Does this mean that air conditioners are evil and should never be used? Of course not — there is a role for very efficient air conditioners (heat pumps) in extreme weather events. But it does raise some interesting questions.

Can we design and build homes that are great to live in and don’t cost the Earth to run? And, if so, why aren’t these homes the norm, rather than the exception?

You get what you ask for

The good news is that comfortable, quality homes that put minimal strain on the electricity grid are certainly possible. What’s needed is a combination of design that takes account of the local climate, appropriate building materials and quality construction practices.

Some homes consume less than a quarter of the energy of their contemporaries in the same climate — it’s just frustrating that they aren’t more common.

In the past, the housing industry would say that it’s simply building the homes that people want — that Australians are mainly interested in size and location, not energy performance.

Recent research, however, seems to indicate that the perspectives of real estate agents and other property practitioners could be limiting how, or if, they promote energy efficiency and other sustainability features to potential clients.

Are Australians still mesmerised by the surface bling of granite benchtops, a theatre room, or automatic gadgets? Are we starting to consider weightier issues such as operation costs, resilience and comfort?

Or are we waiting until the first heatwave or the first electricity bill to realise just how good or poor our purchase decision was?

Some savvy buyers — before they sign a contract — are starting to ask about insulation, but not the more fundamental questions, like “how hot does this room get?” or “can I afford to run this house?”.

The housing sector seems to assume that if you don’t explicitly ask for something, it is not important to you.

They also seem to assume that the building regulations set the standard — despite the fact the building regulations are minimum requirements, not best practice for comfort and value.

Some also actively lobby for lower standards, arguing that energy efficiency has “questionable benefits” and that requiring information to be passed on to consumers is an “unnecessary burden”.

Buyer beware — you’re on your own

What does this mean? When buying a used car or a new phone, it’s relatively easy to get the information you need — and there are quite a few consumer protection laws in place.

But when we inspect a home for sale or rent, we can see the number of rooms, test the taps and light switches, and measure how far it is to the shops or school or work, but there is a huge amount we can’t see and are not told.

A real estate agent is not acting in the prospective buyer’s interest (or even necessarily in the seller’s).

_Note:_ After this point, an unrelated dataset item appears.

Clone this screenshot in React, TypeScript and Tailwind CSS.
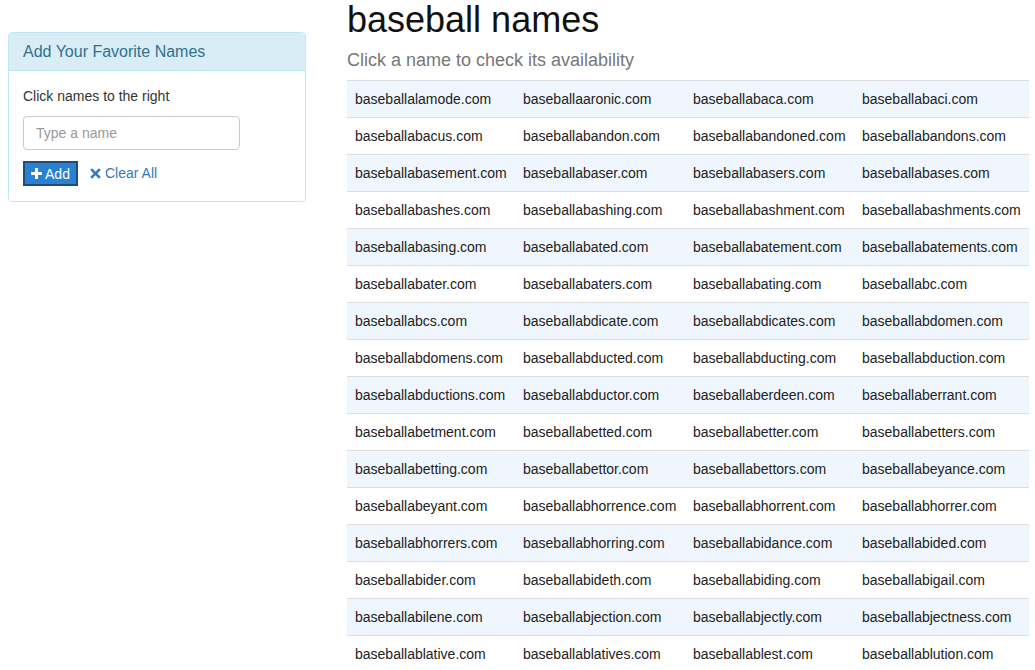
import type { ReactNode } from 'react'

const names: string[][] = [
  ['baseballalamode.com', 'baseballaaronic.com', 'baseballabaca.com', 'baseballabaci.com'],
  ['baseballabacus.com', 'baseballabandon.com', 'baseballabandoned.com', 'baseballabandons.com'],
  ['baseballabasement.com', 'baseballabaser.com', 'baseballabasers.com', 'baseballabases.com'],
  ['baseballabashes.com', 'baseballabashing.com', 'baseballabashment.com', 'baseballabashments.com'],
  ['baseballabasing.com', 'baseballabated.com', 'baseballabatement.com', 'baseballabatements.com'],
  ['baseballabater.com', 'baseballabaters.com', 'baseballabating.com', 'baseballabc.com'],
  ['baseballabcs.com', 'baseballabdicate.com', 'baseballabdicates.com', 'baseballabdomen.com'],
  ['baseballabdomens.com', 'baseballabducted.com', 'baseballabducting.com', 'baseballabduction.com'],
  ['baseballabductions.com', 'baseballabductor.com', 'baseballaberdeen.com', 'baseballaberrant.com'],
  ['baseballabetment.com', 'baseballabetted.com', 'baseballabetter.com', 'baseballabetters.com'],
  ['baseballabetting.com', 'baseballabettor.com', 'baseballabettors.com', 'baseballabeyance.com'],
  ['baseballabeyant.com', 'baseballabhorrence.com', 'baseballabhorrent.com', 'baseballabhorrer.com'],
  ['baseballabhorrers.com', 'baseballabhorring.com', 'baseballabidance.com', 'baseballabided.com'],
  ['baseballabider.com', 'baseballabideth.com', 'baseballabiding.com', 'baseballabigail.com'],
  ['baseballabilene.com', 'baseballabjection.com', 'baseballabjectly.com', 'baseballabjectness.com'],
  ['baseballablative.com', 'baseballablatives.com', 'baseballablest.com', 'baseballablution.com'],
]

function FavoritesPanel(): ReactNode {
  return (
    <div className="mt-[32px] w-[298px] overflow-hidden rounded border border-[#bce8f1] bg-white">
      <div className="h-[38px] border-b border-[#bce8f1] bg-[#d9edf7] px-[14px] pt-[9px] text-[16px] leading-[20px] text-[#31708f]">
        Add Your Favorite Names
      </div>
      <div className="px-[14px] pt-[15px] pb-[15px]">
        <p className="mb-[10px] text-[14px] leading-[20px] text-[#333]">Click names to the right</p>
        <input
          className="block h-[34px] w-[217px] rounded border border-[#ccc] px-[12px] text-[14px] text-[#555] placeholder:text-[#999]"
          placeholder="Type a name"
        />
        <div className="mt-[11px] flex items-center">
          <button className="flex h-[25px] w-[55px] items-center justify-center gap-[3px] border-2 border-[#1c4d7d] bg-[#2a80d1] text-[14px] leading-none text-white">
            <svg width="11" height="11" viewBox="0 0 12 12" fill="white">
              <path d="M4.3 0h3.4v4.3H12v3.4H7.7V12H4.3V7.7H0V4.3h4.3z" />
            </svg>
            Add
          </button>
          <a className="ml-[12px] flex items-center gap-[4px] text-[14px] text-[#337ab7]" href="#">
            <svg width="11" height="11" viewBox="0 0 12 12" fill="#337ab7">
              <path d="M2.3 0.3 6 4l3.7-3.7 2 2L8 6l3.7 3.7-2 2L6 8l-3.7 3.7-2-2L4 6 0.3 2.3z" />
            </svg>
            Clear All
          </a>
        </div>
      </div>
    </div>
  )
}

export default function App(): ReactNode {
  return (
    <div
      className="flex h-[670px] overflow-hidden bg-white text-[#333]"
      style={{ fontFamily: '"Liberation Sans", Arial, sans-serif' }}
    >
      <div className="ml-[8px]">
        <FavoritesPanel />
      </div>
      <div className="ml-[41px] w-[682px]">
        <h1 className="text-[36px] leading-[40px] font-normal text-[#111]">baseball names</h1>
        <p className="mt-[10px] text-[18px] leading-[20px] text-[#777]">
          Click a name to check its availability
        </p>
        <div className="mt-[10px] border-b border-[#ddd]">
          {names.map((row, index) => (
            <div
              key={index}
              className={`grid grid-cols-[168px_170px_169px_175px] border-t border-[#ddd] ${
                index % 2 === 0 ? 'bg-[#eff6fd]' : 'bg-white'
              }`}
            >
              {row.map((name) => (
                <div key={name} className="cursor-pointer p-[8px] text-[14px] leading-[20px] whitespace-nowrap text-[#222]">
                  {name}
                </div>
              ))}
            </div>
          ))}
        </div>
      </div>
    </div>
  )
}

The seller wants the highest price in the shortest time, and the agent wants the biggest commission for the least effort.

And contrary to practices in the European Union, no one is obliged (in most parts of Australia) to tell prospective buyers or renters about the home’s running costs.

There have been successes and failures in state government attempts to ensure that home buyers and renters have access to information about comfort and running costs at the time of purchasing or renting.

Queensland’s Sustainability Declaration, introduced in 2010, was very short-lived, with an incoming government declaring it “useless red tape”.

In contrast, the ACT government has required an Energy Efficiency Rating for the sale or rent of residential properties since 1999, with multiple reports showing the benefits to property value and to reduced running costs.

New South Wales plans to introduce a voluntary disclosure scheme in 2018, and to make it mandatory in 2020.

These schemes not only make it easier to identify homes that cost less to run, but can also drive demand for energy-efficient renovations and put downward pressure on electricity prices.

The distribution of information about housing in Australia is flawed.

Real estate agents, valuers, financiers and electricity industry operators are making decisions based on very little or no information about how the quality of houses impacts on their clients, their business processes and electricity infrastructure investment.

Most importantly, owners and renters are not being informed about the quality of the houses they are buying or renting, and the impacts that particular dwellings will have on their health, comfort and wallets.

What can you do?

So is the housing sector right? Do you care about the quality of the building you live in? What is a sensibly designed and well-constructed house worth to you? What dollar value do you put on your health, safety and comfort?

What value is there for your family to able to cope with heatwaves, or to pay off the mortgage sooner because of the money you save on power bills?

You don’t need to wait for government to act.

If you are looking at buying or renting a new home or apartment, ask to see the energy certificate for the dwelling.

Such a certificate would have been created as part of the building approval process.

It could also be useful to ask for a thermal imaging report and air leakage report.

These are tests the builder can have done to prove his quality of construction.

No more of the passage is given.